Governor Hickenlooper pays visit to tribes

Colorado Governor John Hickenlooper talks with Tribal Council members, DeAnne House and Lorelei Cloud, from the Colorado Ute tribes, who convened in Ignacio, Thursday, Oct. 18.
Ute tribes stand together with Governor Hickenlooper in Ignacio, Colorado.
The outgoing governor received beaded bolo ties from each of the tribes, appreciation gifts for his years of service.
Hickenlooper commended the Colorado Commission of Indian affairs on their dedication in working with the Ute tribes to accomplish so much during his administration.
Outgoing Colorado Governor, John Hickenlooper discussed his administration’s success on issues ranging from high school mascots to tribal sovereignty.
Jeremy Wade Shockley | The Southern Ute Drum
Jeremy Wade Shockley | The Southern Ute Drum
Jeremy Wade Shockley | The Southern Ute Drum
Jeremy Wade Shockley | The Southern Ute Drum
Jeremy Wade Shockley | The Southern Ute Drum

Outgoing Colorado Governor, John Hickenlooper paid a visit to the Southern Ute Reservation, Thursday, Oct. 18, to meet with tribal leadership from both the Southern Ute and Ute Mountain Ute tribes. Hickenlooper applauded the strong relationship between the State of Colorado and the tribes, assuring that his administration will work to impress upon the incoming leadership the importance of ongoing collaboration between the State of Colorado and the tribes, with respect to tribal sovereignty.

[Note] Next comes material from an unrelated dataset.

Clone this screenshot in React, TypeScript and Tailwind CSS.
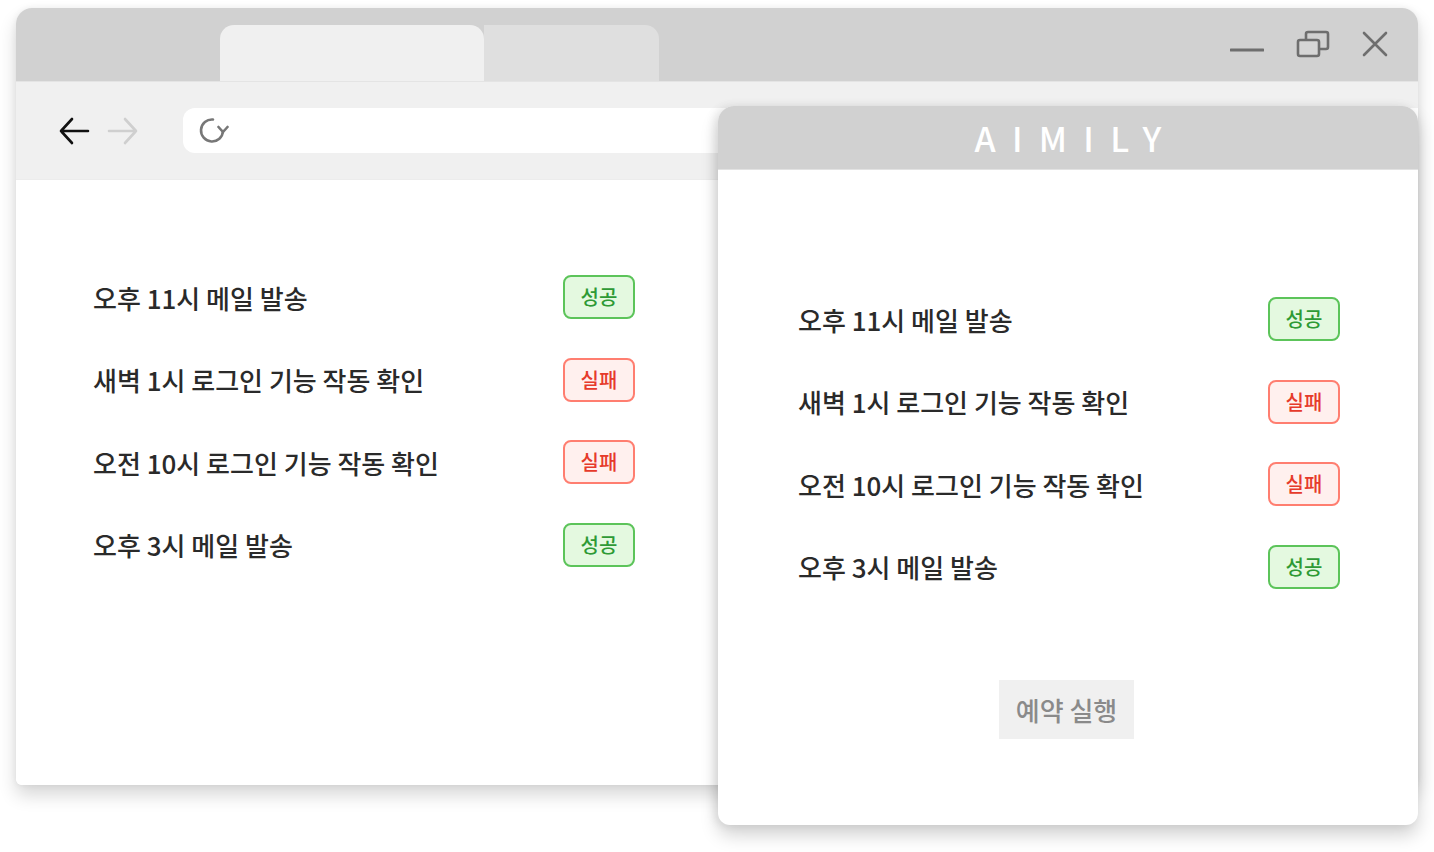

“Thank you for all you have done on behalf of the Ute tribes,” expressed Ute Mountain Ute Councilwoman DeAnne House.

“[Lt. Governors] Garcia and Lynn have been such great believers in the tribes; I cant tell you how much time Ernest House Jr. has spent educating [us] on the sovereignty of the tribes,” Hickenlooper said. He was pleased with the level of commitment that everyone brings to the Colorado Commission of Indian Affairs. “We’re very optimistic and hopeful that this continues.”

Hickenlooper applauded the collaborative efforts of History Colorado, the Colorado Commission of Indian Affairs, and the Ute tribes for creating the upcoming cultural exhibit, “Written on the Land: Ute Voices, Ute History,” which will open later this year at History Colorado in downtown Denver. Hickenlooper emphasized that the exhibit curators worked diligently to make sure this represented, “your stories, that this was your narrative.”

“Written on the Land,” features more than 200 artifacts from History Colorado’s world-class collection, including Ute beadwork, clothing, basketry, and contemporary craft. The exhibit will also feature contemporary photography, video presentations and oral histories from the Ute tribes.

The dialogue led to other successful efforts spearheaded by the Colorado Commission of Indian Affairs, including updating school mascots within the state. While numerous professional sports teams across the United States have taken steps to retire their mascots, the most widespread change is taking place at the grassroots level, at local schools and even colleges. Colorado has celebrated some of that success. “The work that Ernest House Jr. did at the high schools on the mascot issue, he talked to the kids, and the kids spoke with their parents to effect change. It was ‘bottom up’ change on the mascot issue,” explained Hickenlooper.

Democratic Governor John Hickenlooper will finish out his term in November of this year, and his administration wants to do everything in their power to assure that the next administration upholds the progressive, and collaborative relationships established with Colorado’s oldest continuous  residents: The Utes. Emphasizing the importance of Colorado’s history, Hickenlooper said, “Not to forget — that is what allows us to create a new future. It is the essence.”

“We’ve got to convince the next governor to support the Ute Mountain Ute and Southern Ute tribes,” Hickenlooper emphasized. “How can we make it politically valuable for the next administration to help you.”

“Thank you for recognizing that we are here as part of the State of Colorado,” Ute Mountain Ute Vice Chairman Coleen Cuthair-Root stated in her closing remarks. “I think we are more fortunate than other states.”